Work required ::
Each line of the listing must be transcribed exactly, except for the images, which should be excluded.

* Begin Collected material *

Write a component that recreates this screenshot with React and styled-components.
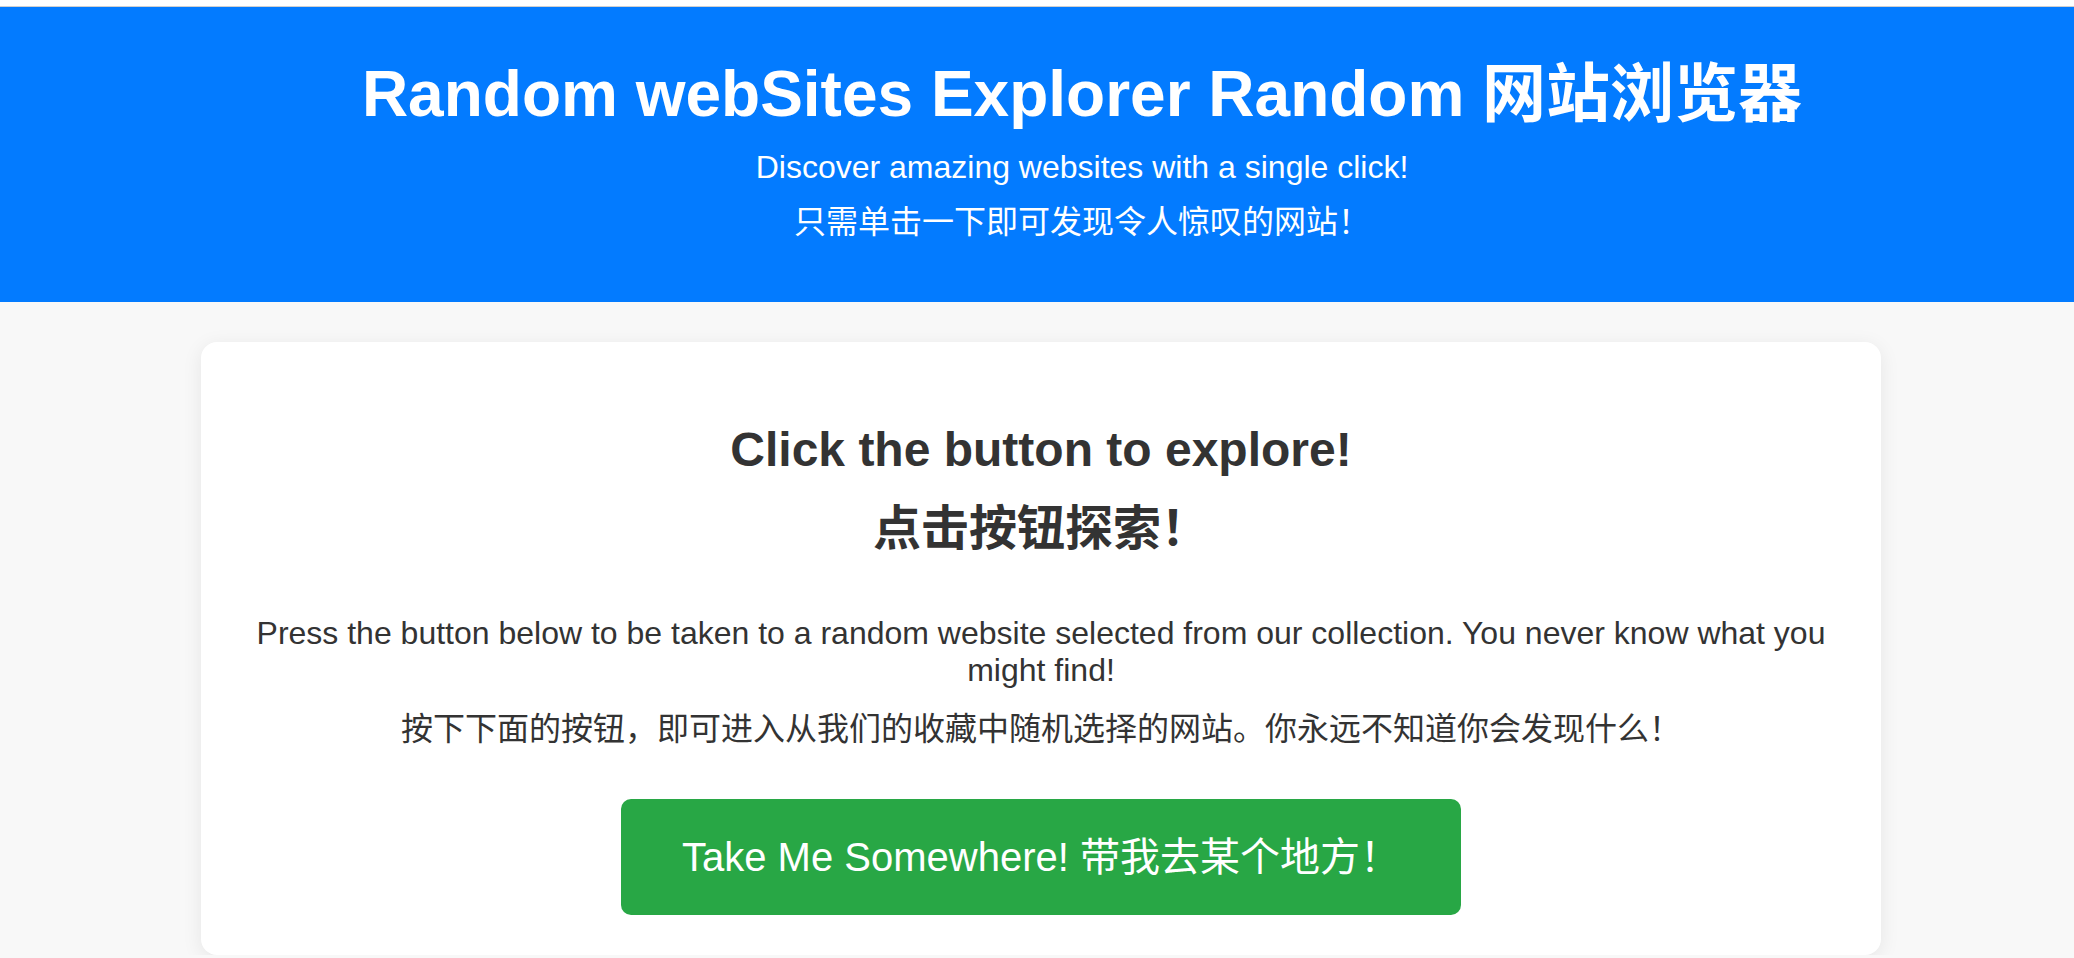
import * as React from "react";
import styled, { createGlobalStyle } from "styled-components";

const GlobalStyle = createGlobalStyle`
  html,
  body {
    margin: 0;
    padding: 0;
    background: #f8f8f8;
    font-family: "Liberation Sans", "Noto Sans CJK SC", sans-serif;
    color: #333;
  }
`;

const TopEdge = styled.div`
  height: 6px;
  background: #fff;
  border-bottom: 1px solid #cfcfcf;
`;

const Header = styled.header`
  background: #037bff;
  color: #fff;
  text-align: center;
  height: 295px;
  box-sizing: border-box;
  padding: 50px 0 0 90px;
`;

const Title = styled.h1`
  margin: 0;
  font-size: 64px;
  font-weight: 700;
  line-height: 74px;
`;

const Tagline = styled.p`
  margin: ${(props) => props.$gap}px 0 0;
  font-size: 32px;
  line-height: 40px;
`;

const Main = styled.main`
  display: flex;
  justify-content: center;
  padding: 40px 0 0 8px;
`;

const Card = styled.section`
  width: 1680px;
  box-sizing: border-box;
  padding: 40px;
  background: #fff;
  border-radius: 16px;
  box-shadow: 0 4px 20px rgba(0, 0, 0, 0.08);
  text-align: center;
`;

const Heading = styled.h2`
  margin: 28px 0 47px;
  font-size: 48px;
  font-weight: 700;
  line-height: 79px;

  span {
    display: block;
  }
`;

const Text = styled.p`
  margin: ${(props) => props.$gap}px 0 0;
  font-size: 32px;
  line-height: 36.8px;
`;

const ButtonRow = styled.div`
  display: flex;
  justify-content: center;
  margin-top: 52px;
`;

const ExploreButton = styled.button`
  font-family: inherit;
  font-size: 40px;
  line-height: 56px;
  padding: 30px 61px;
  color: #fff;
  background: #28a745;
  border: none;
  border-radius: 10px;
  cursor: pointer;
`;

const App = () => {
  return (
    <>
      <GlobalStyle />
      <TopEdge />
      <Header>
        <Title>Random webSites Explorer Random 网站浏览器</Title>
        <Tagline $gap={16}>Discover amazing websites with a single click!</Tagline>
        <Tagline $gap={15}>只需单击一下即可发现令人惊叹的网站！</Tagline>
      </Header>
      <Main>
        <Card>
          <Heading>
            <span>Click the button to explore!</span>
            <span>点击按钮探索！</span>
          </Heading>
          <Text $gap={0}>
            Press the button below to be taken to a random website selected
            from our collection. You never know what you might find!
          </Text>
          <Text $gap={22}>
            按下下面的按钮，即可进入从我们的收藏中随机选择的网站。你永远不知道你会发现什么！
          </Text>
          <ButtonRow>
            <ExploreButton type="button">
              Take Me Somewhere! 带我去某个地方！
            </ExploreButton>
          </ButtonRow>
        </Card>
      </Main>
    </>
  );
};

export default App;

* End Collected material *

Answer to the task ::
Write a component that recreates this screenshot with React and styled-components.
import * as React from "react";
import styled, { createGlobalStyle } from "styled-components";

const GlobalStyle = createGlobalStyle`
  html,
  body {
    margin: 0;
    padding: 0;
    background: #f8f8f8;
    font-family: "Liberation Sans", "Noto Sans CJK SC", sans-serif;
    color: #333;
  }
`;

const TopEdge = styled.div`
  height: 6px;
  background: #fff;
  border-bottom: 1px solid #cfcfcf;
`;

const Header = styled.header`
  background: #037bff;
  color: #fff;
  text-align: center;
  height: 295px;
  box-sizing: border-box;
  padding: 50px 0 0 90px;
`;

const Title = styled.h1`
  margin: 0;
  font-size: 64px;
  font-weight: 700;
  line-height: 74px;
`;

const Tagline = styled.p`
  margin: ${(props) => props.$gap}px 0 0;
  font-size: 32px;
  line-height: 40px;
`;

const Main = styled.main`
  display: flex;
  justify-content: center;
  padding: 40px 0 0 8px;
`;

const Card = styled.section`
  width: 1680px;
  box-sizing: border-box;
  padding: 40px;
  background: #fff;
  border-radius: 16px;
  box-shadow: 0 4px 20px rgba(0, 0, 0, 0.08);
  text-align: center;
`;

const Heading = styled.h2`
  margin: 28px 0 47px;
  font-size: 48px;
  font-weight: 700;
  line-height: 79px;

  span {
    display: block;
  }
`;

const Text = styled.p`
  margin: ${(props) => props.$gap}px 0 0;
  font-size: 32px;
  line-height: 36.8px;
`;

const ButtonRow = styled.div`
  display: flex;
  justify-content: center;
  margin-top: 52px;
`;

const ExploreButton = styled.button`
  font-family: inherit;
  font-size: 40px;
  line-height: 56px;
  padding: 30px 61px;
  color: #fff;
  background: #28a745;
  border: none;
  border-radius: 10px;
  cursor: pointer;
`;

const App = () => {
  return (
    <>
      <GlobalStyle />
      <TopEdge />
      <Header>
        <Title>Random webSites Explorer Random 网站浏览器</Title>
        <Tagline $gap={16}>Discover amazing websites with a single click!</Tagline>
        <Tagline $gap={15}>只需单击一下即可发现令人惊叹的网站！</Tagline>
      </Header>
      <Main>
        <Card>
          <Heading>
            <span>Click the button to explore!</span>
            <span>点击按钮探索！</span>
          </Heading>
          <Text $gap={0}>
            Press the button below to be taken to a random website selected
            from our collection. You never know what you might find!
          </Text>
          <Text $gap={22}>
            按下下面的按钮，即可进入从我们的收藏中随机选择的网站。你永远不知道你会发现什么！
          </Text>
          <ButtonRow>
            <ExploreButton type="button">
              Take Me Somewhere! 带我去某个地方！
            </ExploreButton>
          </ButtonRow>
        </Card>
      </Main>
    </>
  );
};

export default App;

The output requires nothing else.